Copy nothing but the text: reproduce each line of the listing exactly and leave the pictures out.

[BEGIN STORED DATA]

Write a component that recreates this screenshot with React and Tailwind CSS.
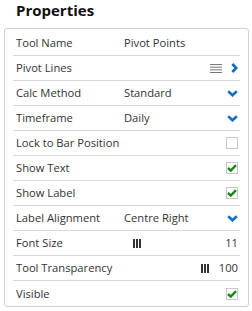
const rows = [
  { label: 'Tool Name', value: 'Pivot Points' },
  { label: 'Pivot Lines', kind: 'list' },
  { label: 'Calc Method', value: 'Standard', kind: 'select' },
  { label: 'Timeframe', value: 'Daily', kind: 'select' },
  { label: 'Lock to Bar Position', kind: 'check', checked: false },
  { label: 'Show Text', kind: 'check', checked: true },
  { label: 'Show Label', kind: 'check', checked: true },
  { label: 'Label Alignment', value: 'Centre Right', kind: 'select' },
  { label: 'Font Size', kind: 'slider', num: '11', handle: 'left' },
  { label: 'Tool Transparency', kind: 'slider', num: '100', handle: 'right' },
  { label: 'Visible', kind: 'check', checked: true },
];

function ChevronDown() {
  return (
    <svg width="11" height="7" viewBox="0 0 11 7" className="shrink-0">
      <path d="M1.2 1.2 L5.5 5.3 L9.8 1.2" fill="none" stroke="#136fc2" strokeWidth="2.6" />
    </svg>
  );
}

function ChevronRight() {
  return (
    <svg width="7" height="10" viewBox="0 0 7 10" className="shrink-0">
      <path d="M1.3 1 L5.2 5 L1.3 9" fill="none" stroke="#136fc2" strokeWidth="2.6" />
    </svg>
  );
}

function Lines() {
  return (
    <svg width="12" height="9" viewBox="0 0 12 9" className="shrink-0">
      {[0.5, 3.17, 5.83, 8.5].map((y) => (
        <line key={y} x1="0" x2="12" y1={y} y2={y} stroke="#777" strokeWidth="1" />
      ))}
    </svg>
  );
}

function Handle() {
  return (
    <svg width="8" height="9" viewBox="0 0 8 9" className="shrink-0">
      <rect x="0" y="0" width="2" height="9" fill="#333" />
      <rect x="3" y="0" width="2" height="9" fill="#333" />
      <rect x="6" y="0" width="2" height="9" fill="#333" />
    </svg>
  );
}

function Checkbox({ checked }) {
  return (
    <div className="w-[12px] h-[12px] border border-[#c8c8c8] bg-white flex items-center justify-center">
      {checked && (
        <svg width="10" height="8" viewBox="0 0 10 8">
          <path d="M1 4 L3.8 6.6 L9 1.2" fill="none" stroke="#17881a" strokeWidth="2.4" />
        </svg>
      )}
    </div>
  );
}

function Row({ row, last }) {
  return (
    <div
      className={`h-[25px] flex items-center pl-[3px] pr-[2px] ${last ? '' : 'border-b border-[#d8d8d8]'}`}
    >
      <div className="w-[108px] shrink-0 whitespace-nowrap">{row.label}</div>
      <div className="flex-1 flex items-center min-w-0">
        {row.value && <span className="whitespace-nowrap">{row.value}</span>}
        {row.kind === 'slider' && row.handle === 'left' && (
          <div className="ml-[9px]">
            <Handle />
          </div>
        )}
        <div className="flex-1" />
        {row.kind === 'select' && <ChevronDown />}
        {row.kind === 'list' && (
          <div className="flex items-center gap-[9px]">
            <Lines />
            <ChevronRight />
          </div>
        )}
        {row.kind === 'check' && <Checkbox checked={row.checked} />}
        {row.kind === 'slider' && (
          <div className="flex items-center gap-[10px]">
            {row.handle === 'right' && <Handle />}
            <span>{row.num}</span>
          </div>
        )}
      </div>
    </div>
  );
}

export default function App() {
  return (
    <div className="w-[252px] h-[311px] bg-white font-['Open_Sans',sans-serif] text-[#333] overflow-hidden">
      <h1 className="pl-[16px] text-[15px] leading-[20px] font-bold text-[#111]">Properties</h1>
      <div className="ml-[4px] mt-[8px] w-[245px] border border-[#cfcfcf] rounded-[3px] px-2 pt-[2px] text-[11.2px] leading-[16px]">
        {rows.map((row, i) => (
          <Row key={row.label} row={row} last={i === rows.length - 1} />
        ))}
      </div>
    </div>
  );
}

[END STORED DATA]

EXERCISE RESULT >>
Write a component that recreates this screenshot with React and Tailwind CSS.
const rows = [
  { label: 'Tool Name', value: 'Pivot Points' },
  { label: 'Pivot Lines', kind: 'list' },
  { label: 'Calc Method', value: 'Standard', kind: 'select' },
  { label: 'Timeframe', value: 'Daily', kind: 'select' },
  { label: 'Lock to Bar Position', kind: 'check', checked: false },
  { label: 'Show Text', kind: 'check', checked: true },
  { label: 'Show Label', kind: 'check', checked: true },
  { label: 'Label Alignment', value: 'Centre Right', kind: 'select' },
  { label: 'Font Size', kind: 'slider', num: '11', handle: 'left' },
  { label: 'Tool Transparency', kind: 'slider', num: '100', handle: 'right' },
  { label: 'Visible', kind: 'check', checked: true },
];

function ChevronDown() {
  return (
    <svg width="11" height="7" viewBox="0 0 11 7" className="shrink-0">
      <path d="M1.2 1.2 L5.5 5.3 L9.8 1.2" fill="none" stroke="#136fc2" strokeWidth="2.6" />
    </svg>
  );
}

function ChevronRight() {
  return (
    <svg width="7" height="10" viewBox="0 0 7 10" className="shrink-0">
      <path d="M1.3 1 L5.2 5 L1.3 9" fill="none" stroke="#136fc2" strokeWidth="2.6" />
    </svg>
  );
}

function Lines() {
  return (
    <svg width="12" height="9" viewBox="0 0 12 9" className="shrink-0">
      {[0.5, 3.17, 5.83, 8.5].map((y) => (
        <line key={y} x1="0" x2="12" y1={y} y2={y} stroke="#777" strokeWidth="1" />
      ))}
    </svg>
  );
}

function Handle() {
  return (
    <svg width="8" height="9" viewBox="0 0 8 9" className="shrink-0">
      <rect x="0" y="0" width="2" height="9" fill="#333" />
      <rect x="3" y="0" width="2" height="9" fill="#333" />
      <rect x="6" y="0" width="2" height="9" fill="#333" />
    </svg>
  );
}

function Checkbox({ checked }) {
  return (
    <div className="w-[12px] h-[12px] border border-[#c8c8c8] bg-white flex items-center justify-center">
      {checked && (
        <svg width="10" height="8" viewBox="0 0 10 8">
          <path d="M1 4 L3.8 6.6 L9 1.2" fill="none" stroke="#17881a" strokeWidth="2.4" />
        </svg>
      )}
    </div>
  );
}

function Row({ row, last }) {
  return (
    <div
      className={`h-[25px] flex items-center pl-[3px] pr-[2px] ${last ? '' : 'border-b border-[#d8d8d8]'}`}
    >
      <div className="w-[108px] shrink-0 whitespace-nowrap">{row.label}</div>
      <div className="flex-1 flex items-center min-w-0">
        {row.value && <span className="whitespace-nowrap">{row.value}</span>}
        {row.kind === 'slider' && row.handle === 'left' && (
          <div className="ml-[9px]">
            <Handle />
          </div>
        )}
        <div className="flex-1" />
        {row.kind === 'select' && <ChevronDown />}
        {row.kind === 'list' && (
          <div className="flex items-center gap-[9px]">
            <Lines />
            <ChevronRight />
          </div>
        )}
        {row.kind === 'check' && <Checkbox checked={row.checked} />}
        {row.kind === 'slider' && (
          <div className="flex items-center gap-[10px]">
            {row.handle === 'right' && <Handle />}
            <span>{row.num}</span>
          </div>
        )}
      </div>
    </div>
  );
}

export default function App() {
  return (
    <div className="w-[252px] h-[311px] bg-white font-['Open_Sans',sans-serif] text-[#333] overflow-hidden">
      <h1 className="pl-[16px] text-[15px] leading-[20px] font-bold text-[#111]">Properties</h1>
      <div className="ml-[4px] mt-[8px] w-[245px] border border-[#cfcfcf] rounded-[3px] px-2 pt-[2px] text-[11.2px] leading-[16px]">
        {rows.map((row, i) => (
          <Row key={row.label} row={row} last={i === rows.length - 1} />
        ))}
      </div>
    </div>
  );
}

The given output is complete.